(begin)
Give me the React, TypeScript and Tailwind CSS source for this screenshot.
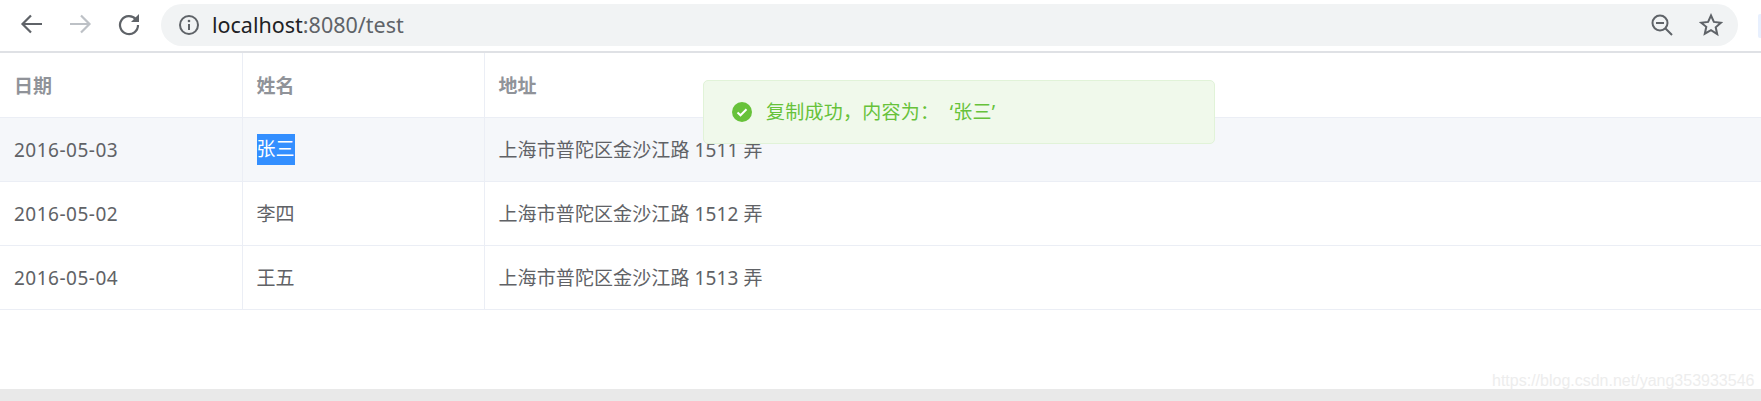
const font = "font-['Noto_Sans','Noto_Sans_CJK_SC',sans-serif]";

const rows = [
  { date: "2016-05-03", name: "张三", address: "上海市普陀区金沙江路 1511 弄" },
  { date: "2016-05-02", name: "李四", address: "上海市普陀区金沙江路 1512 弄" },
  { date: "2016-05-04", name: "王五", address: "上海市普陀区金沙江路 1513 弄" },
];

const Toolbar = () => (
  <div className="flex h-[53px] items-start border-b-2 border-[#dfe1e5] bg-white">
    <div className="flex h-[48px] w-[161px] shrink-0 items-center pl-[20px]">
      {/* back */}
      <svg width="26" height="26" viewBox="0 0 26 26" fill="none" stroke="#5f6368" strokeWidth="2.2" className="mr-[22px] -ml-[1px]">
        <path d="M23 13H4M12 4.500L3.500 13l8.500 8.500" />
      </svg>
      {/* forward */}
      <svg width="26" height="26" viewBox="0 0 26 26" fill="none" stroke="#bdc1c6" strokeWidth="2.2" className="mr-[24px]">
        <path d="M3 13h19M14 4.500l8.500 8.500-8.500 8.500" />
      </svg>
      {/* reload */}
      <svg width="26" height="26" viewBox="0 0 26 26" fill="none" className="-ml-[1px]">
        <path d="M20 8.500A9 9 0 1 0 22 14" stroke="#5f6368" strokeWidth="2.2" />
        <path d="M23 3v8h-8z" fill="#5f6368" />
      </svg>
    </div>
    <div className="mt-[4px] flex h-[42px] w-[1577px] shrink-0 items-center rounded-full bg-[#f1f3f4] pl-[17px] pr-[15px]">
      <svg width="22" height="22" viewBox="0 0 22 22" fill="none" className="mr-[12px]">
        <circle cx="11" cy="11" r="9" stroke="#5f6368" strokeWidth="2" />
        <path d="M11 10v6" stroke="#5f6368" strokeWidth="2" />
        <circle cx="11" cy="7" r="1.3" fill="#5f6368" />
      </svg>
      <span className="text-[21.5px] leading-none text-[#5f6368]">
        <span className="text-[#202124]">localhost</span>:8080/test
      </span>
      <svg width="24" height="24" viewBox="0 0 24 24" fill="none" stroke="#5f6368" strokeWidth="2" className="ml-auto mr-[25px]">
        <circle cx="10" cy="10" r="7.500" />
        <path d="M6 10h8M15.500 15.500L22 22" />
      </svg>
      <svg width="24" height="24" viewBox="0 0 24 24" fill="none" stroke="#5f6368" strokeWidth="2">
        <path d="M12 2.500l2.900 6.400 7 .8-5.200 4.600 1.500 6.900L12 17.200l-6.200 3.500 1.500-6.900L2.100 9.700l7-.8z" />
      </svg>
    </div>
    <div className="mt-[14px] ml-auto h-[24px] w-[3px] rounded-l-[2px] bg-[#e8f0fe]" />
  </div>
);

export default function App() {
  return (
    <div className={`relative flex h-[401px] w-[1761px] flex-col overflow-hidden bg-white ${font}`}>
      <Toolbar />

      <table className="w-full table-fixed border-collapse text-[19px] text-[#606266]">
        <colgroup>
          <col className="w-[242px]" />
          <col className="w-[242px]" />
          <col />
        </colgroup>
        <thead>
          <tr className="h-[64px] border-b border-[#ebeef5] text-left text-[#909399]">
            <th className="border-r border-[#ebeef5] pt-[3px] pl-[14px] font-bold">日期</th>
            <th className="border-r border-[#ebeef5] pt-[3px] pl-[14px] font-bold">姓名</th>
            <th className="pt-[3px] pl-[14px] font-bold">地址</th>
          </tr>
        </thead>
        <tbody>
          {rows.map((r, i) => (
            <tr key={r.date} className={`h-[64px] border-b border-[#ebeef5] ${i === 0 ? "bg-[#f5f7fa]" : ""}`}>
              <td className="border-r border-[#ebeef5] pt-[2px] pl-[14px] tracking-[0.5px]">{r.date}</td>
              <td className="border-r border-[#ebeef5] pt-[2px] pl-[14px]">
                {i === 0 ? (
                  <span className="-mt-[2px] inline-block h-[31px] w-[38px] bg-[#338fff] leading-[31px] text-white">{r.name}</span>
                ) : (
                  r.name
                )}
              </td>
              <td className="pt-[2px] pl-[14px] tracking-[0.1px]">{r.address}</td>
            </tr>
          ))}
        </tbody>
      </table>

      <div className="mt-auto h-[12px] bg-[#e9e9e9]" />

      {/* toast */}
      <div className="absolute top-[80px] left-[703px] flex h-[64px] w-[512px] items-center rounded-[5px] border border-[#e1f3d8] bg-[#f0f9eb] pl-[28px]">
        <svg width="20" height="20" viewBox="0 0 20 20" className="mr-[14px]">
          <circle cx="10" cy="10" r="10" fill="#67c23a" />
          <path d="M5.500 10.500l3 2.800 6-6" fill="none" stroke="#fff" strokeWidth="2" />
        </svg>
        <span className="text-[19px] tracking-[0.25px] whitespace-pre text-[#67c23a]">复制成功，内容为：  ‘张三’</span>
      </div>

      <span className="absolute top-[372px] left-[1492px] font-['Liberation_Sans',sans-serif] text-[16px] leading-[18px] text-[#ededed]">
        https://blog.csdn.net/yang353933546
      </span>
    </div>
  );
}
(end)
Give back the whole listing as it stands, minus its pictures.

> _Output for this exercise_:
Give me the React, TypeScript and Tailwind CSS source for this screenshot.
const font = "font-['Noto_Sans','Noto_Sans_CJK_SC',sans-serif]";

const rows = [
  { date: "2016-05-03", name: "张三", address: "上海市普陀区金沙江路 1511 弄" },
  { date: "2016-05-02", name: "李四", address: "上海市普陀区金沙江路 1512 弄" },
  { date: "2016-05-04", name: "王五", address: "上海市普陀区金沙江路 1513 弄" },
];

const Toolbar = () => (
  <div className="flex h-[53px] items-start border-b-2 border-[#dfe1e5] bg-white">
    <div className="flex h-[48px] w-[161px] shrink-0 items-center pl-[20px]">
      {/* back */}
      <svg width="26" height="26" viewBox="0 0 26 26" fill="none" stroke="#5f6368" strokeWidth="2.2" className="mr-[22px] -ml-[1px]">
        <path d="M23 13H4M12 4.500L3.500 13l8.500 8.500" />
      </svg>
      {/* forward */}
      <svg width="26" height="26" viewBox="0 0 26 26" fill="none" stroke="#bdc1c6" strokeWidth="2.2" className="mr-[24px]">
        <path d="M3 13h19M14 4.500l8.500 8.500-8.500 8.500" />
      </svg>
      {/* reload */}
      <svg width="26" height="26" viewBox="0 0 26 26" fill="none" className="-ml-[1px]">
        <path d="M20 8.500A9 9 0 1 0 22 14" stroke="#5f6368" strokeWidth="2.2" />
        <path d="M23 3v8h-8z" fill="#5f6368" />
      </svg>
    </div>
    <div className="mt-[4px] flex h-[42px] w-[1577px] shrink-0 items-center rounded-full bg-[#f1f3f4] pl-[17px] pr-[15px]">
      <svg width="22" height="22" viewBox="0 0 22 22" fill="none" className="mr-[12px]">
        <circle cx="11" cy="11" r="9" stroke="#5f6368" strokeWidth="2" />
        <path d="M11 10v6" stroke="#5f6368" strokeWidth="2" />
        <circle cx="11" cy="7" r="1.3" fill="#5f6368" />
      </svg>
      <span className="text-[21.5px] leading-none text-[#5f6368]">
        <span className="text-[#202124]">localhost</span>:8080/test
      </span>
      <svg width="24" height="24" viewBox="0 0 24 24" fill="none" stroke="#5f6368" strokeWidth="2" className="ml-auto mr-[25px]">
        <circle cx="10" cy="10" r="7.500" />
        <path d="M6 10h8M15.500 15.500L22 22" />
      </svg>
      <svg width="24" height="24" viewBox="0 0 24 24" fill="none" stroke="#5f6368" strokeWidth="2">
        <path d="M12 2.500l2.900 6.400 7 .8-5.200 4.600 1.500 6.900L12 17.200l-6.200 3.500 1.500-6.900L2.100 9.700l7-.8z" />
      </svg>
    </div>
    <div className="mt-[14px] ml-auto h-[24px] w-[3px] rounded-l-[2px] bg-[#e8f0fe]" />
  </div>
);

export default function App() {
  return (
    <div className={`relative flex h-[401px] w-[1761px] flex-col overflow-hidden bg-white ${font}`}>
      <Toolbar />

      <table className="w-full table-fixed border-collapse text-[19px] text-[#606266]">
        <colgroup>
          <col className="w-[242px]" />
          <col className="w-[242px]" />
          <col />
        </colgroup>
        <thead>
          <tr className="h-[64px] border-b border-[#ebeef5] text-left text-[#909399]">
            <th className="border-r border-[#ebeef5] pt-[3px] pl-[14px] font-bold">日期</th>
            <th className="border-r border-[#ebeef5] pt-[3px] pl-[14px] font-bold">姓名</th>
            <th className="pt-[3px] pl-[14px] font-bold">地址</th>
          </tr>
        </thead>
        <tbody>
          {rows.map((r, i) => (
            <tr key={r.date} className={`h-[64px] border-b border-[#ebeef5] ${i === 0 ? "bg-[#f5f7fa]" : ""}`}>
              <td className="border-r border-[#ebeef5] pt-[2px] pl-[14px] tracking-[0.5px]">{r.date}</td>
              <td className="border-r border-[#ebeef5] pt-[2px] pl-[14px]">
                {i === 0 ? (
                  <span className="-mt-[2px] inline-block h-[31px] w-[38px] bg-[#338fff] leading-[31px] text-white">{r.name}</span>
                ) : (
                  r.name
                )}
              </td>
              <td className="pt-[2px] pl-[14px] tracking-[0.1px]">{r.address}</td>
            </tr>
          ))}
        </tbody>
      </table>

      <div className="mt-auto h-[12px] bg-[#e9e9e9]" />

      {/* toast */}
      <div className="absolute top-[80px] left-[703px] flex h-[64px] w-[512px] items-center rounded-[5px] border border-[#e1f3d8] bg-[#f0f9eb] pl-[28px]">
        <svg width="20" height="20" viewBox="0 0 20 20" className="mr-[14px]">
          <circle cx="10" cy="10" r="10" fill="#67c23a" />
          <path d="M5.500 10.500l3 2.800 6-6" fill="none" stroke="#fff" strokeWidth="2" />
        </svg>
        <span className="text-[19px] tracking-[0.25px] whitespace-pre text-[#67c23a]">复制成功，内容为：  ‘张三’</span>
      </div>

      <span className="absolute top-[372px] left-[1492px] font-['Liberation_Sans',sans-serif] text-[16px] leading-[18px] text-[#ededed]">
        https://blog.csdn.net/yang353933546
      </span>
    </div>
  );
}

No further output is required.